Сконцентрировав основное внимание на характере восприятия Достоевского, она вычленила периоды, соответствовавшие, с ее точки зрения, прочтению прозаика в Англии: малопримечательные «первые годы» (1881–1888), «переходный период» (1889–1911), когда сформировалось общественное мнение о нем, «успешный период» (1912–1921), отмеченный появлением переводов Констанс Гарнетт, – наиболее важный, с которого началась реальное освоение наследия Достоевского. И, наконец, «поздний период» (1922–1936), конец которого совпал с негативными оценками тех писателей, которые в предшествующий период как раз и способствовали его популяризации. Подобная периодизация, будучи неполной и неточной, упрощает выведенную в заглавии тему.

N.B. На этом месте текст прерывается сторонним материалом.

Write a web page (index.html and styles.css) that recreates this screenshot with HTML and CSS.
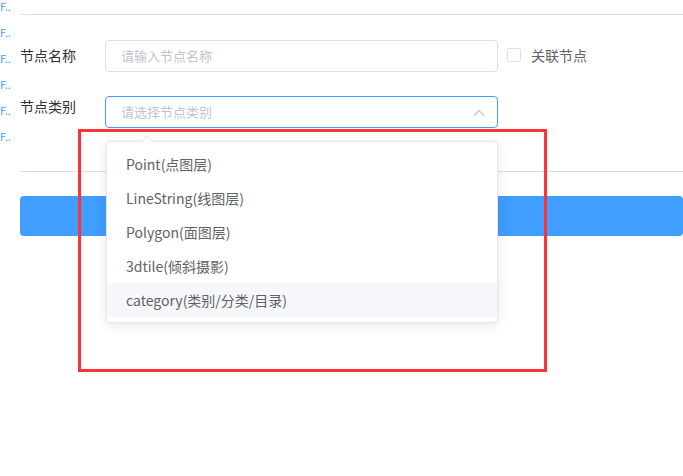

Отдельные высказывания Мачник о Достоевском не только не вписываются в характер заявленного ею подхода, но кажутся даже абсурдными. Завершая раздел об «успешном периоде» восприятия Достоевского в Англии, она неожиданно заявляет: «Достоевский не привнес ничего нового в литературу, он лишь умно распорядился старым материалом»[39]. Среди тех, кому писатель подражал и чье творчество «использовал», были, по мнению Мачник, Э. По, маркиз де Сад. «Извращенный бесенок», живущий в его героях, перенят им у По, а образ человека из «подполья» навеян де Садом, но, в отличие от него, Достоевский показал не «погибшее» существо, а героя «с незащищенным внутренним миром». Даже язык, которым написаны произведения Достоевского, кажется Мачник заимствованным, причем на этот раз – у Бодлера: «Казалось, Достоевский говорит языком Бодлера, не афористичного, но с избытом интроспективного красноречия»[40].
Рассуждая о писателях, английских и американских, испытавших влияние Достоевского, Мачник ссылается на мнение М. Коули, назвавшего «ряд энтузиастов – Менкена, Ханекера, Сомерсета Моэма, Лафорга», которые «переняли интригу из произведений Достоевского»[41]. Но оно кажется ей неубедительным, и, продолжая его мысль, Мачник отмечает, что, скорее всего, характер их творческих исканий совпал с Достоевским. В качестве примера она приводит роман С. Льюиса «Главная улица»: «Смените имена, язык на более разговорный и объективный – и тогда «Бесы» вполне могут стать произведением какого-нибудь молодого американца, живущего на Монпарнасе»[42].